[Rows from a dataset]

··········

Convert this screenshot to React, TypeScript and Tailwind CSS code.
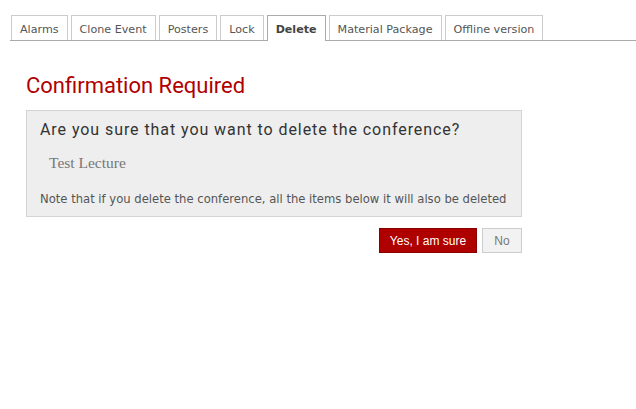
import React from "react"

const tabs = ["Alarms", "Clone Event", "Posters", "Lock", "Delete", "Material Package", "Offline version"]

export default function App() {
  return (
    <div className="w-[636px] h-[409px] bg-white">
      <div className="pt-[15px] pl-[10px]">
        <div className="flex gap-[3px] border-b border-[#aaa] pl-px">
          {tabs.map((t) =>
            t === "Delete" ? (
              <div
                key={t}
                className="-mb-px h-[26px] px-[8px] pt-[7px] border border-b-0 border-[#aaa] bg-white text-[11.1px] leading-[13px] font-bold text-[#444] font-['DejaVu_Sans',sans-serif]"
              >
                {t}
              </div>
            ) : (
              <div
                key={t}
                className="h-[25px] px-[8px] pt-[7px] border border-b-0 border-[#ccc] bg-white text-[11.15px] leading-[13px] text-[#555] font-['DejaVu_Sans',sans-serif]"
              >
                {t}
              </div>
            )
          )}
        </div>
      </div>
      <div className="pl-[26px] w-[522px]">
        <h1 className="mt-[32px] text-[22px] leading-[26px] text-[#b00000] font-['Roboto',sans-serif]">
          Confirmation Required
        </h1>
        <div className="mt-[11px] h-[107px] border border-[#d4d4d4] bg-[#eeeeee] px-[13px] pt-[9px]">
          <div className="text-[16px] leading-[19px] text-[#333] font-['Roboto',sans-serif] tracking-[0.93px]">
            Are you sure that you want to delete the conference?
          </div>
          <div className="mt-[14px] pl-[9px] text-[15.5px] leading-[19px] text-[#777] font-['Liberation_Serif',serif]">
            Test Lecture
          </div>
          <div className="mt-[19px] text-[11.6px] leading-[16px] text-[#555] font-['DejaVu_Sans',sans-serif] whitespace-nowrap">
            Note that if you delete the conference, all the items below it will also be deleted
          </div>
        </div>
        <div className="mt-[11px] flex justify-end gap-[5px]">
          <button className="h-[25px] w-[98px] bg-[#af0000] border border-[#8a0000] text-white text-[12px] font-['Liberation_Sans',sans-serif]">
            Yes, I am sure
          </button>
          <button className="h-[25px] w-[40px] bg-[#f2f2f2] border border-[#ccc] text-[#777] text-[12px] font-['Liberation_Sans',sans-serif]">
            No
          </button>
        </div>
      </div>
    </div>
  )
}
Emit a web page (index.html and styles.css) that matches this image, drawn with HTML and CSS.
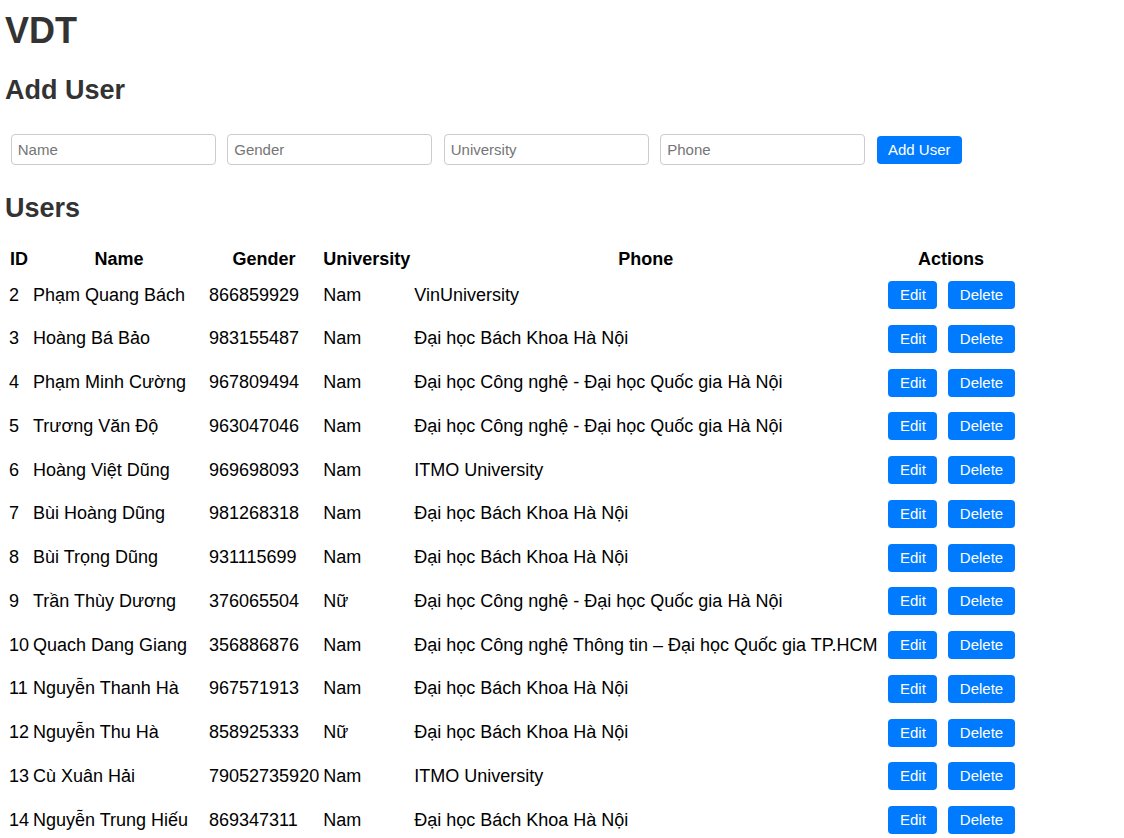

··········

Work to complete —
Each entry must be retyped word for word, with every image omitted.

Finished task —
Convert this screenshot to React, TypeScript and Tailwind CSS code.
import React from "react"

const tabs = ["Alarms", "Clone Event", "Posters", "Lock", "Delete", "Material Package", "Offline version"]

export default function App() {
  return (
    <div className="w-[636px] h-[409px] bg-white">
      <div className="pt-[15px] pl-[10px]">
        <div className="flex gap-[3px] border-b border-[#aaa] pl-px">
          {tabs.map((t) =>
            t === "Delete" ? (
              <div
                key={t}
                className="-mb-px h-[26px] px-[8px] pt-[7px] border border-b-0 border-[#aaa] bg-white text-[11.1px] leading-[13px] font-bold text-[#444] font-['DejaVu_Sans',sans-serif]"
              >
                {t}
              </div>
            ) : (
              <div
                key={t}
                className="h-[25px] px-[8px] pt-[7px] border border-b-0 border-[#ccc] bg-white text-[11.15px] leading-[13px] text-[#555] font-['DejaVu_Sans',sans-serif]"
              >
                {t}
              </div>
            )
          )}
        </div>
      </div>
      <div className="pl-[26px] w-[522px]">
        <h1 className="mt-[32px] text-[22px] leading-[26px] text-[#b00000] font-['Roboto',sans-serif]">
          Confirmation Required
        </h1>
        <div className="mt-[11px] h-[107px] border border-[#d4d4d4] bg-[#eeeeee] px-[13px] pt-[9px]">
          <div className="text-[16px] leading-[19px] text-[#333] font-['Roboto',sans-serif] tracking-[0.93px]">
            Are you sure that you want to delete the conference?
          </div>
          <div className="mt-[14px] pl-[9px] text-[15.5px] leading-[19px] text-[#777] font-['Liberation_Serif',serif]">
            Test Lecture
          </div>
          <div className="mt-[19px] text-[11.6px] leading-[16px] text-[#555] font-['DejaVu_Sans',sans-serif] whitespace-nowrap">
            Note that if you delete the conference, all the items below it will also be deleted
          </div>
        </div>
        <div className="mt-[11px] flex justify-end gap-[5px]">
          <button className="h-[25px] w-[98px] bg-[#af0000] border border-[#8a0000] text-white text-[12px] font-['Liberation_Sans',sans-serif]">
            Yes, I am sure
          </button>
          <button className="h-[25px] w-[40px] bg-[#f2f2f2] border border-[#ccc] text-[#777] text-[12px] font-['Liberation_Sans',sans-serif]">
            No
          </button>
        </div>
      </div>
    </div>
  )
}
Emit a web page (index.html and styles.css) that matches this image, drawn with HTML and CSS.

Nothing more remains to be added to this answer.